Each line that holds the string "code" counts once; say how many such lines there are and add nothing.
** START OF Extracted material **
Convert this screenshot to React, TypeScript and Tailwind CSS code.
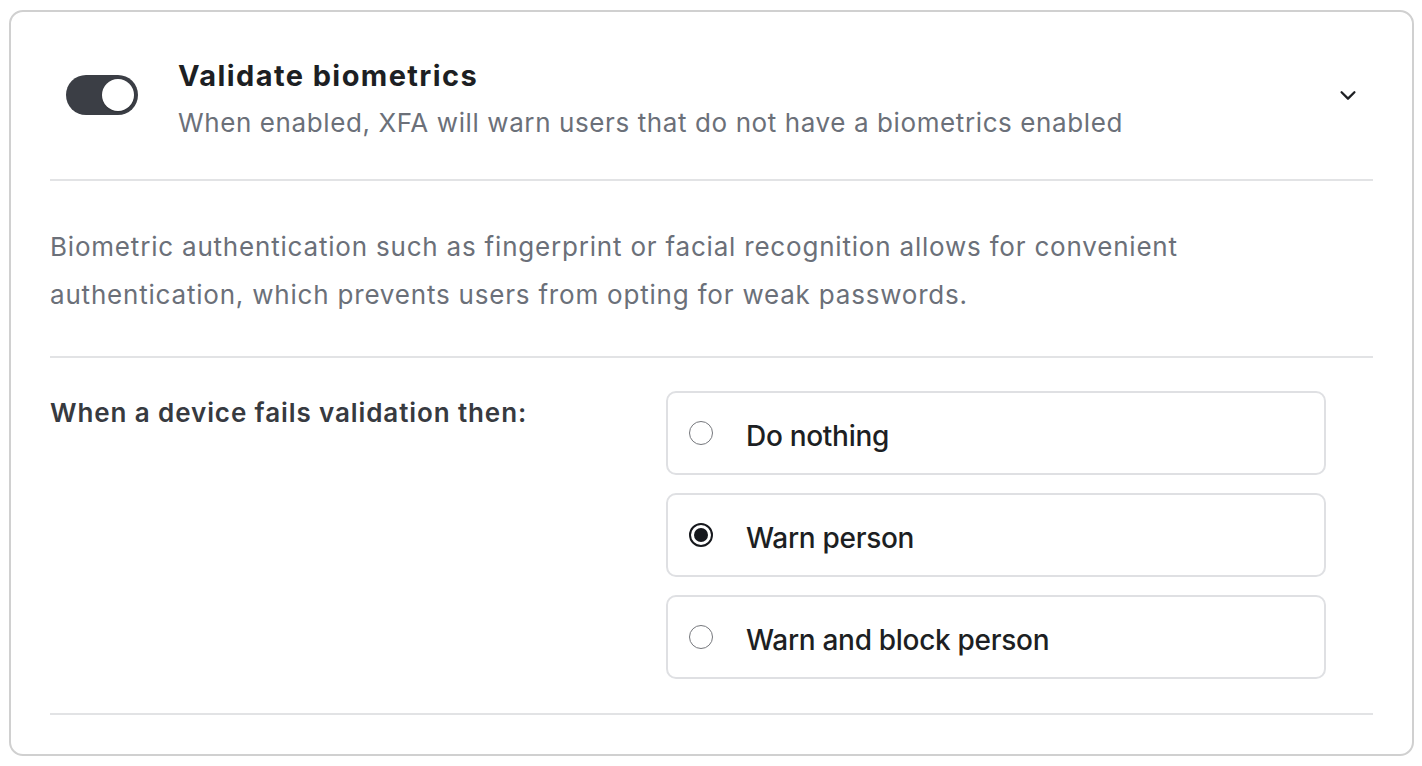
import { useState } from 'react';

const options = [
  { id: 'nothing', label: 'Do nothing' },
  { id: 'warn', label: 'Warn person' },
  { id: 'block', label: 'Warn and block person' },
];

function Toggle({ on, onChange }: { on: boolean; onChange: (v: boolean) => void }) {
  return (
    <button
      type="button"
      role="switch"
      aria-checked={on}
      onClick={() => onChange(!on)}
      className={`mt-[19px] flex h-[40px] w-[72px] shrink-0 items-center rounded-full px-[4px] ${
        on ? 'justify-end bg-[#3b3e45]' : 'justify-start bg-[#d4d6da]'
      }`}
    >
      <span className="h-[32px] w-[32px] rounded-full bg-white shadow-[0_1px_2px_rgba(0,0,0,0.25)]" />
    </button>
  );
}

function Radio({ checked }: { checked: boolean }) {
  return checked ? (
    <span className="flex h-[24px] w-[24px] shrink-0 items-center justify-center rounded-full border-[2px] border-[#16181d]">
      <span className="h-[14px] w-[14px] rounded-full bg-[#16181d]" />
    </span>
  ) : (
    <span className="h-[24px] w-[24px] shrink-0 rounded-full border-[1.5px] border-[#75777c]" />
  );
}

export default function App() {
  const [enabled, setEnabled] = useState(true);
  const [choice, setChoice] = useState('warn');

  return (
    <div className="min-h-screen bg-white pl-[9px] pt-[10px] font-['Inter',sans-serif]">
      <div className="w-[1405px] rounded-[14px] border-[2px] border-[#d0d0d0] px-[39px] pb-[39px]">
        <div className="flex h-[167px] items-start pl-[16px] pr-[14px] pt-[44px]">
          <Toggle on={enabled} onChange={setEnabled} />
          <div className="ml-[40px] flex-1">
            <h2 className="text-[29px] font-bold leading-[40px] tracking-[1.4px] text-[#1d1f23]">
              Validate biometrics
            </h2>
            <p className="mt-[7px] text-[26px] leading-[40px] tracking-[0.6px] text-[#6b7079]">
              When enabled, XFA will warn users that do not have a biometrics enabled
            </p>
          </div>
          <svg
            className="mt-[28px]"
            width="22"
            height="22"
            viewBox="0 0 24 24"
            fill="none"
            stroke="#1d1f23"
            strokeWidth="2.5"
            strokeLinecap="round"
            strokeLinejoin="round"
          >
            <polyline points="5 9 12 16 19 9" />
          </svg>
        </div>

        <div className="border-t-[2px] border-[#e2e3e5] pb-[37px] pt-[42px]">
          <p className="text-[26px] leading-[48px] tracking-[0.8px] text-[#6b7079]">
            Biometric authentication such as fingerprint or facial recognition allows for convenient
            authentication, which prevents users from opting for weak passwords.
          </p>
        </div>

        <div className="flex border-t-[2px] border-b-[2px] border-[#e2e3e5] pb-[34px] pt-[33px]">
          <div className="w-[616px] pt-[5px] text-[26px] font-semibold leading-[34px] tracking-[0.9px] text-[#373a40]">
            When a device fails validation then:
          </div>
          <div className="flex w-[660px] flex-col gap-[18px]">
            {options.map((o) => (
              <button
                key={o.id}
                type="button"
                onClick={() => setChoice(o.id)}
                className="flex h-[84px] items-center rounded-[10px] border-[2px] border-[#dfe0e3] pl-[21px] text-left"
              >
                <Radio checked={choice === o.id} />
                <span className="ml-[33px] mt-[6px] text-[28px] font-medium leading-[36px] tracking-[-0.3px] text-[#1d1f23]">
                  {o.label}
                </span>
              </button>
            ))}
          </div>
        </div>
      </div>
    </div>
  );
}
** END OF Extracted material **
** START OF Extracted material **
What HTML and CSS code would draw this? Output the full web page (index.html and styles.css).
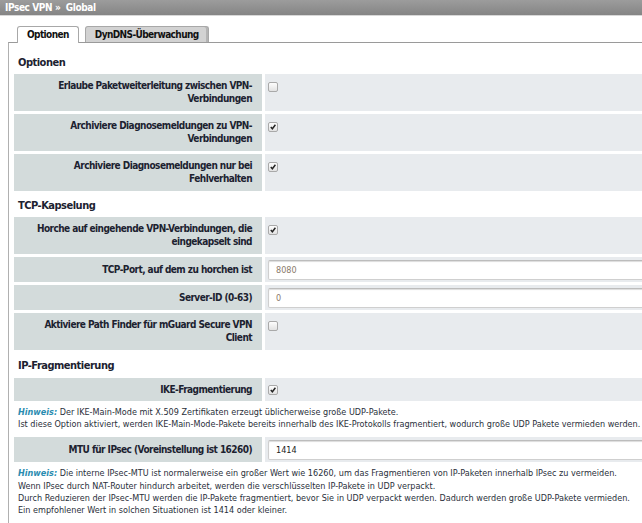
** END OF Extracted material **
▶ [Output]:
2